Use a whitelist to limit changes to a subset of tables in a Kudu database, using
id
and modified
columns that are standard on all whitelisted tables to
detect rows that have been modified. This mode is the most robust because it can
combine the unique, immutable row IDs with modification timestamps to guarantee
modifications are not missed even if the process dies in the middle of an
incremental update query.
name=whitelist-timestamp-source
connector.class=io.confluent.connect.kudu.KuduSourceConnector
tasks.max=10
connection.url=jdbc:impala://<Impala server>:21050/my_database
table.whitelist=users,products,transactions
mode=timestamp+incrementing
timestamp.column.name=modified
incrementing.column.name=id
topic.prefix=kudu-
Use a custom query instead of loading tables, allowing you to join data from multiple tables. As long as the query does not include its own filtering, you can still use the built-in modes for incremental queries (in this case, using a timestamp column). Note that this limits you to a single output per connector and because there is no table name, the topic “prefix” is actually the full topic name in this case.

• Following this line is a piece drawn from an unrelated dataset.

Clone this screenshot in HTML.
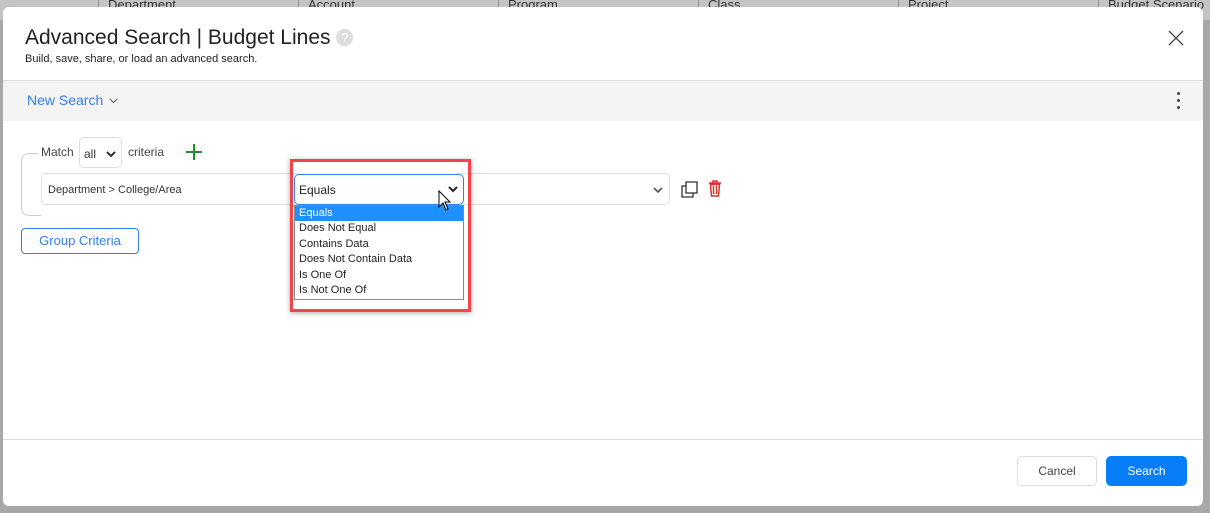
<!DOCTYPE html>
<html><head><style>
*{box-sizing:border-box;margin:0;padding:0}
body{width:1210px;height:513px;background:#a8a8a8;font-family:"Liberation Sans",sans-serif;position:relative;overflow:hidden}
.top{position:absolute;left:0;top:0;width:1210px;height:20px;background:#c4c4c4;color:#333;font-size:13px}
.top span{position:absolute;top:-3px}
.top i{position:absolute;top:0;width:1px;height:8px;background:#999}
.modal{position:absolute;left:3px;top:7px;width:1200px;height:499px;background:#fff;border-radius:6px;overflow:hidden}
.abs{position:absolute}
h1{position:absolute;left:22px;top:19px;font-size:21px;font-weight:normal;color:#222}
.sub{left:22px;top:46px;font-size:11px;color:#222}
.bar{left:0;top:73px;width:1200px;height:41px;background:#f4f4f4;border-top:1px solid #ddd}
.sel{border:1px solid #ddd;border-radius:5px;background:#fff;font-size:11px;color:#333}
.dd div{height:15.4px;padding-left:4px;font-size:11px;line-height:15px;color:#222}
</style></head><body>
<div class="top">
<i style="left:98px"></i><span style="left:108px">Department</span>
<i style="left:298px"></i><span style="left:308px">Account</span>
<i style="left:498px"></i><span style="left:508px">Program</span>
<i style="left:698px"></i><span style="left:708px">Class</span>
<i style="left:898px"></i><span style="left:908px">Project</span>
<i style="left:1098px"></i><span style="left:1108px">Budget Scenario</span>
</div>
<div class="modal">
<h1>Advanced Search | Budget Lines <span style="display:inline-block;width:17px;height:17px;border-radius:50%;background:#ddd;color:#fff;font-size:13px;text-align:center;line-height:17px;vertical-align:2px">?</span></h1>
<div class="abs sub">Build, save, share, or load an advanced search.</div>
<svg class="abs" style="left:1165px;top:23px" width="16" height="16"><path d="M1 1L15 15M15 1L1 15" stroke="#444" stroke-width="1.3"/></svg>
<div class="abs bar">
<div class="abs" style="left:24px;top:11px;font-size:14px;color:#2f7ff0">New Search <svg width="9" height="6" style="vertical-align:1px;margin-left:2px"><path d="M1 1L4.5 4.5L8 1" fill="none" stroke="#666" stroke-width="1.2"/></svg></div>
<div class="abs" style="left:1174px;top:11px;width:3px;height:18px">
<div style="width:3px;height:3px;border-radius:50%;background:#444;margin-bottom:4px"></div><div style="width:3px;height:3px;border-radius:50%;background:#444;margin-bottom:4px"></div><div style="width:3px;height:3px;border-radius:50%;background:#444"></div></div>
</div>
<div class="abs" style="left:18px;top:146px;width:20px;height:63px;border:1px solid #ccc;border-right:none;border-radius:8px 0 0 8px"></div>
<div class="abs" style="left:36px;top:138px;font-size:12px;color:#444;background:#fff;padding:0 2px">Match</div>
<div class="abs sel" style="left:76px;top:130px;width:43px;height:31px;padding:9px 0 0 4px;font-size:12px">all <svg style="position:absolute;right:5px;top:13px" width="10" height="7"><path d="M1 1L5 5L9 1" fill="none" stroke="#333" stroke-width="2"/></svg></div>
<div class="abs" style="left:125px;top:138px;font-size:12px;color:#444">criteria</div>
<svg class="abs" style="left:183px;top:137px" width="16" height="16"><path d="M8 0V16M0 8H16" stroke="#1f8a2e" stroke-width="2"/></svg>
<div class="abs sel" style="left:38px;top:166px;width:260px;height:32px;padding:10px 0 0 6px">Department &gt; College/Area</div>
<div class="abs sel" style="left:450px;top:166px;width:217px;height:32px"><svg style="position:absolute;right:6px;top:13px" width="10" height="7"><path d="M1 1L5 5L9 1" fill="none" stroke="#555" stroke-width="1.6"/></svg></div>
<svg class="abs" style="left:678px;top:174px" width="17" height="17"><rect x="5" y="1" width="11" height="11" fill="#fff" stroke="#333" stroke-width="1.3"/><path d="M5 5H1V16H12V12" fill="none" stroke="#333" stroke-width="1.3"/></svg>
<svg class="abs" style="left:705px;top:173px" width="14" height="17"><path d="M1 3H13M5 3V1H9V3M2.5 4.5L3.5 16H10.5L11.5 4.5Z M5.5 6V14M8.5 6V14" fill="none" stroke="#d9342b" stroke-width="1.5"/></svg>
<div class="abs" style="left:18px;top:221px;width:118px;height:26px;border:1px solid #2f7ff0;border-radius:4px;color:#2f7ff0;font-size:13px;text-align:center;line-height:24px">Group Criteria</div>
<div class="abs" style="left:287px;top:152px;width:181px;height:153px;border:3px solid #f0464b;box-shadow:0 1px 5px rgba(0,0,0,.35)"></div>
<div class="abs" style="left:291px;top:167px;width:170px;height:31px;border:1px solid #2f7ff0;border-radius:5px;background:#fff;font-size:12px;padding:8px 0 0 4px;color:#222">Equals<svg style="position:absolute;right:5px;top:11px" width="10" height="7"><path d="M1 1L5 5L9 1" fill="none" stroke="#222" stroke-width="2"/></svg></div>
<div class="abs dd" style="left:291px;top:198px;width:170px;height:95px;border:1px solid #888;background:#fff">
<div style="background:#1e90ff;color:#fff">Equals</div><div>Does Not Equal</div><div>Contains Data</div><div>Does Not Contain Data</div><div>Is One Of</div><div>Is Not One Of</div></div>
<svg class="abs" style="left:435px;top:183px" width="14" height="22"><path d="M1 1V17L5 13L8 20L10 19L7 12H12Z" fill="#fff" stroke="#000" stroke-width="1"/></svg>
<div class="abs" style="left:0;top:432px;width:1200px;height:1px;background:#ddd"></div>
<div class="abs" style="left:1014px;top:449px;width:80px;height:30px;border:1px solid #ddd;border-radius:5px;font-size:12px;color:#444;text-align:center;line-height:28px">Cancel</div>
<div class="abs" style="left:1103px;top:449px;width:81px;height:30px;background:#077df8;border-radius:5px;font-size:12px;color:#fff;text-align:center;line-height:30px">Search</div>
</div>
</body></html>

name=whitelist-timestamp-source
connector.class=io.confluent.connect.kudu.KuduSourceConnector
tasks.max=10
connection.url=jdbc:impala://<Impala server>:21050/my_database
query=SELECT users.id, users.name, transactions.timestamp, transactions.user_id, transactions.payment FROM users JOIN transactions ON (users.id = transactions.user_id)
mode=timestamp
timestamp.column.name=timestamp
topic.prefix=kudu-joined-data
Troubleshooting¶
HiveServer2 error¶
When you run this connector, you might see the following error message.
java.sql.SQLException: [Cloudera][ImpalaJDBCDriver](500176) Error connecting to HiveServer2, please verify connection settings.
It means you haven’t set an LDAP in Impala or a username and a password for LDAP is not valid.